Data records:
☆ ☆ ☆
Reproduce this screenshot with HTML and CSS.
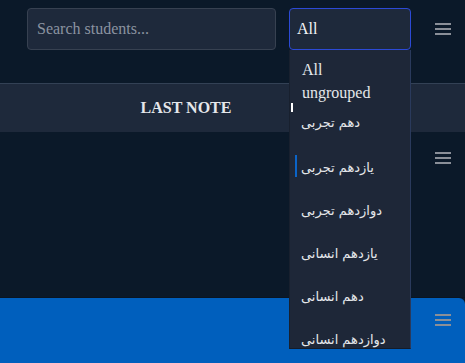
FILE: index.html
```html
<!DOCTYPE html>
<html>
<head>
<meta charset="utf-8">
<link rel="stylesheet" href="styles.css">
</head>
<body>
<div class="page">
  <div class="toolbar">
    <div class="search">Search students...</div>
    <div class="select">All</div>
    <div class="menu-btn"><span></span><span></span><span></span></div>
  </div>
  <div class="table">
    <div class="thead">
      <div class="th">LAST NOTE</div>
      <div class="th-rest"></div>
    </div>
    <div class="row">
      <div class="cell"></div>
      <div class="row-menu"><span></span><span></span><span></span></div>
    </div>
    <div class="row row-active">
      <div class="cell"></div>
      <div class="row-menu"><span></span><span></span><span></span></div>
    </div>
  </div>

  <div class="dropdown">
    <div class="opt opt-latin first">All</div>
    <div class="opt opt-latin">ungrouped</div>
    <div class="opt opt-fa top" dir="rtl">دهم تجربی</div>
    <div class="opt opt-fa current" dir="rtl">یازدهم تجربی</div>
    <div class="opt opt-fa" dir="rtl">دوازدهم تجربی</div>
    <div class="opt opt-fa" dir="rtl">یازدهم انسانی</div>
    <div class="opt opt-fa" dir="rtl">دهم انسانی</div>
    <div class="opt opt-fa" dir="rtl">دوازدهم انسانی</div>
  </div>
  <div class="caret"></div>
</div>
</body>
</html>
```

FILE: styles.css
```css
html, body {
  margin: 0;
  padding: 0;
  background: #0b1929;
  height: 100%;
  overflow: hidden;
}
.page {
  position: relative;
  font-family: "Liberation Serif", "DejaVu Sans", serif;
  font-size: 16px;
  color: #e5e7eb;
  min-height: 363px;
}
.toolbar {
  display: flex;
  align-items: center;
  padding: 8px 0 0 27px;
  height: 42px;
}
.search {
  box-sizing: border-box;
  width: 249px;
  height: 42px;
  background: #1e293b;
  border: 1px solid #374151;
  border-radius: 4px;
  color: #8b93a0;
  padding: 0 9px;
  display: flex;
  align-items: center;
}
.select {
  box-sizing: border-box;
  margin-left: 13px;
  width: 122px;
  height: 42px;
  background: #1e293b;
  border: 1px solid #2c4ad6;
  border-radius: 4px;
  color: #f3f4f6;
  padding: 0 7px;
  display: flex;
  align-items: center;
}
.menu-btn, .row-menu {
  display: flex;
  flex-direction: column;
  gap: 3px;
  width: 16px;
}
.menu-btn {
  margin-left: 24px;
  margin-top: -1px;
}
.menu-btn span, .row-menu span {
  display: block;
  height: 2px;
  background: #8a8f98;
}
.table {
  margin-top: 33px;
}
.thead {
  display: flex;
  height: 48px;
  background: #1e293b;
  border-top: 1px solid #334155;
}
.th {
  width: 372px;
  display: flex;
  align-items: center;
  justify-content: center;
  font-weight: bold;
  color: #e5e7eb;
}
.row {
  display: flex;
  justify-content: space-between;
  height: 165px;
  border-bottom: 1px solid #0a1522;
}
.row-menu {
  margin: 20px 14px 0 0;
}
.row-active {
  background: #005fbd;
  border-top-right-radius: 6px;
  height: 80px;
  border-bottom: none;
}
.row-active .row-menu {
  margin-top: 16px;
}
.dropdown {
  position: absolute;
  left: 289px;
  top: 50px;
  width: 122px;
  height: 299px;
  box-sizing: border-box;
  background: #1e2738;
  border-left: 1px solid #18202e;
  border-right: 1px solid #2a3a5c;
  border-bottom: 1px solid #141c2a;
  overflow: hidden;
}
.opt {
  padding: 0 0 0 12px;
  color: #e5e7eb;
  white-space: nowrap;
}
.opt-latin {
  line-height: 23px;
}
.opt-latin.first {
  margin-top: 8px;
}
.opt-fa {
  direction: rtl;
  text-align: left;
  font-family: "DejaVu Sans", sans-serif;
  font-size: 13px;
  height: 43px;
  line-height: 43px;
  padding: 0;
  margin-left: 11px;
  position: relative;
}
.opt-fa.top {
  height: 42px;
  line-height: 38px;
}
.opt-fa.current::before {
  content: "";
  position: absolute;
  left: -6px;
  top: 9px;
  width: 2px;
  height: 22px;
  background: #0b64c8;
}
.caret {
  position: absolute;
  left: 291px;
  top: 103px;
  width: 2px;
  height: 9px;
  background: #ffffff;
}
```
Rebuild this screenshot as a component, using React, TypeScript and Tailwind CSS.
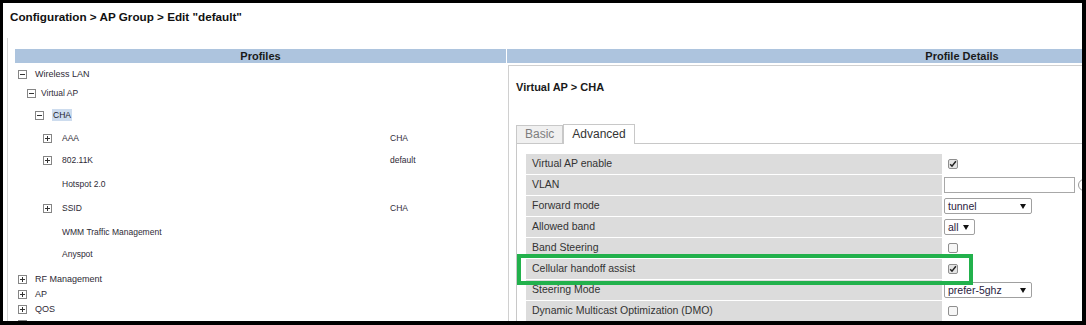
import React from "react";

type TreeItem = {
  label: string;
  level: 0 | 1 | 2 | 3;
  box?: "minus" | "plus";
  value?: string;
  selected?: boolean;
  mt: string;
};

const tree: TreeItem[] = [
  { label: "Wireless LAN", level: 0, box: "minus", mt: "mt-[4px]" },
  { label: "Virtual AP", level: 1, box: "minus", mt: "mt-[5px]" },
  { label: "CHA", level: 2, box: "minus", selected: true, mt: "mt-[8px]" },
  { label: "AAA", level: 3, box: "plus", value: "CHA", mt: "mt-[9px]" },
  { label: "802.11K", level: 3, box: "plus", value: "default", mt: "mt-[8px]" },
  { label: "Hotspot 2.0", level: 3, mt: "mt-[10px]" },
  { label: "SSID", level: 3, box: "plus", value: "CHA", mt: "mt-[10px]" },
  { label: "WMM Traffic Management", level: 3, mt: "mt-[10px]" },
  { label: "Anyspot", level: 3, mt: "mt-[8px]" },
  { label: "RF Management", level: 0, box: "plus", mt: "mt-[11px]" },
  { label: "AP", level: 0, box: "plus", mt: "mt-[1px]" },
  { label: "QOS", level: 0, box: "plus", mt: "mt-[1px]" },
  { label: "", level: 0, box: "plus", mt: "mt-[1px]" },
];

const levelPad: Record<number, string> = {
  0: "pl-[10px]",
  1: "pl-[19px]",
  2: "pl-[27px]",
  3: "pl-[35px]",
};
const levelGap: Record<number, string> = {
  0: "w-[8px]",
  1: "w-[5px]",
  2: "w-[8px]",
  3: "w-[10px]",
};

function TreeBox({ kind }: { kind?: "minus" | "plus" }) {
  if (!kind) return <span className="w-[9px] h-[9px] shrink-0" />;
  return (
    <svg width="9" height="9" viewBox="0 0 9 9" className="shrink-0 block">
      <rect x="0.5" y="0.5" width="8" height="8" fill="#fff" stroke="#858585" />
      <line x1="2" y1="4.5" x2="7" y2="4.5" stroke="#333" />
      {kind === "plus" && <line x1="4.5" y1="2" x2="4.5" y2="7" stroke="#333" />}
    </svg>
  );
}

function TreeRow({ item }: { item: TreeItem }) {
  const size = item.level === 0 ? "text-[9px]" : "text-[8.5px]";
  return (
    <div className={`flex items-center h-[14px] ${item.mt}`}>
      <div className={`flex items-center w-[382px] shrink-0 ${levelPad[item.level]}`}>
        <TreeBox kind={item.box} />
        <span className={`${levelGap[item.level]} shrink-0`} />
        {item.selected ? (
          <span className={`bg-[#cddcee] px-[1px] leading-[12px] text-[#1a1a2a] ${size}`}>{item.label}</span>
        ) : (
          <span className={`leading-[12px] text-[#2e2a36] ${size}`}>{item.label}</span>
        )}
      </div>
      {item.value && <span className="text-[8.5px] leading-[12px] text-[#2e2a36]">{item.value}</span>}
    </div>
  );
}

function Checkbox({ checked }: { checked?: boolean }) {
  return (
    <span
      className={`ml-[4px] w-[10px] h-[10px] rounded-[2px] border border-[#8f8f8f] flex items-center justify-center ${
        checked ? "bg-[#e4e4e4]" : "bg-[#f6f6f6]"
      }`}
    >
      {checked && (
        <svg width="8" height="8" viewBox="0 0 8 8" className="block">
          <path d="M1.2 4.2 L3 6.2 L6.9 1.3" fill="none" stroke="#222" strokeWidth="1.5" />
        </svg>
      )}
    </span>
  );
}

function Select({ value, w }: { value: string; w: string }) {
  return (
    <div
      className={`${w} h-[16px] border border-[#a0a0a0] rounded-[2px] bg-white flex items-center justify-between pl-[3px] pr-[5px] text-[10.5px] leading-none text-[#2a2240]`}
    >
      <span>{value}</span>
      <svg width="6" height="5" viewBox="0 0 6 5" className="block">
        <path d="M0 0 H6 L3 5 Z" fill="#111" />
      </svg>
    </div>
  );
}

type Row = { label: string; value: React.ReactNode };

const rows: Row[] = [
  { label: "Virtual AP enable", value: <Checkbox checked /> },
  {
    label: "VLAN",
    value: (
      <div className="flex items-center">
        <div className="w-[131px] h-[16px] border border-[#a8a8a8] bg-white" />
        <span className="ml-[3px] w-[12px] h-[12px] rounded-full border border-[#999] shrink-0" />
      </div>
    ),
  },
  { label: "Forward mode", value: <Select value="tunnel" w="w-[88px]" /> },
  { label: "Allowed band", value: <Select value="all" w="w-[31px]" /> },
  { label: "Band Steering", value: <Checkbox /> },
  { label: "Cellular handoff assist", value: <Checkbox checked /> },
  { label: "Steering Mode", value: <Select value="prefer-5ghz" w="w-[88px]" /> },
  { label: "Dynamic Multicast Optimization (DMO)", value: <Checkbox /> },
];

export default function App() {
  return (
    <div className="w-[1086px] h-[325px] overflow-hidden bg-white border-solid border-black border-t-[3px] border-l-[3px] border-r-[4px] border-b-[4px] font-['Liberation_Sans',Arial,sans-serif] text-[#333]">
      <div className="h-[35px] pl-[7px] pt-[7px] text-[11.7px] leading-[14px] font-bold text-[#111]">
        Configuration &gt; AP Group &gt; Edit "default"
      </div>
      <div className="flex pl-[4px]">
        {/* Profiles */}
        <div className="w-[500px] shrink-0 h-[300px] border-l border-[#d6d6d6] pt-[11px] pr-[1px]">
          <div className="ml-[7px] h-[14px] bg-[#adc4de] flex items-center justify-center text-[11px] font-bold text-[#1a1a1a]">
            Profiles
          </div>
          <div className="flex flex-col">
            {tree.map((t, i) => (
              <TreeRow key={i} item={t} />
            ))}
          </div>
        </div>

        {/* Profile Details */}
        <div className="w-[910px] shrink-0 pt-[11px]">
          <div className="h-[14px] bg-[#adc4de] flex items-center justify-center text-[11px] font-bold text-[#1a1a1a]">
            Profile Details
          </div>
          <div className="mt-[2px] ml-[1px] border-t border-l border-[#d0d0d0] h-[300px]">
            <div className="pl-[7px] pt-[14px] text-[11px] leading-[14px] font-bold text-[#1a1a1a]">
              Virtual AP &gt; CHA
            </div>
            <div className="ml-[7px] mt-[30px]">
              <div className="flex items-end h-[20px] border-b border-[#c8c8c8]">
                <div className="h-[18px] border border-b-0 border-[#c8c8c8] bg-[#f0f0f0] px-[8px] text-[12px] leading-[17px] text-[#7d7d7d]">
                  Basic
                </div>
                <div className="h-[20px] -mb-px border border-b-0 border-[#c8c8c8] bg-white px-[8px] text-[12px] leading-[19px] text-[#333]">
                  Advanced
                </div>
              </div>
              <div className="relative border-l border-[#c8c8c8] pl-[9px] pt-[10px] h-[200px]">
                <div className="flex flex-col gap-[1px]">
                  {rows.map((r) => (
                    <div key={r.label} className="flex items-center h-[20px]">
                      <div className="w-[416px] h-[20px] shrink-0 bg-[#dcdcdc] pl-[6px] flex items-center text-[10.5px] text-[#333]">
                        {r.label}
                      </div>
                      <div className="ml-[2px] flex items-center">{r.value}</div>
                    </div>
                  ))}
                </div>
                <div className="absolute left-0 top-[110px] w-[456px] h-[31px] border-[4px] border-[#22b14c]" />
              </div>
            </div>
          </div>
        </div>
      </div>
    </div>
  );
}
☆ ☆ ☆
### DIRECTIONS
Lines containing the string "React" are to be selected and copied.

### REPLY TO THE EXERCISE
Rebuild this screenshot as a component, using React, TypeScript and Tailwind CSS.
import React from "react";
type Row = { label: string; value: React.ReactNode };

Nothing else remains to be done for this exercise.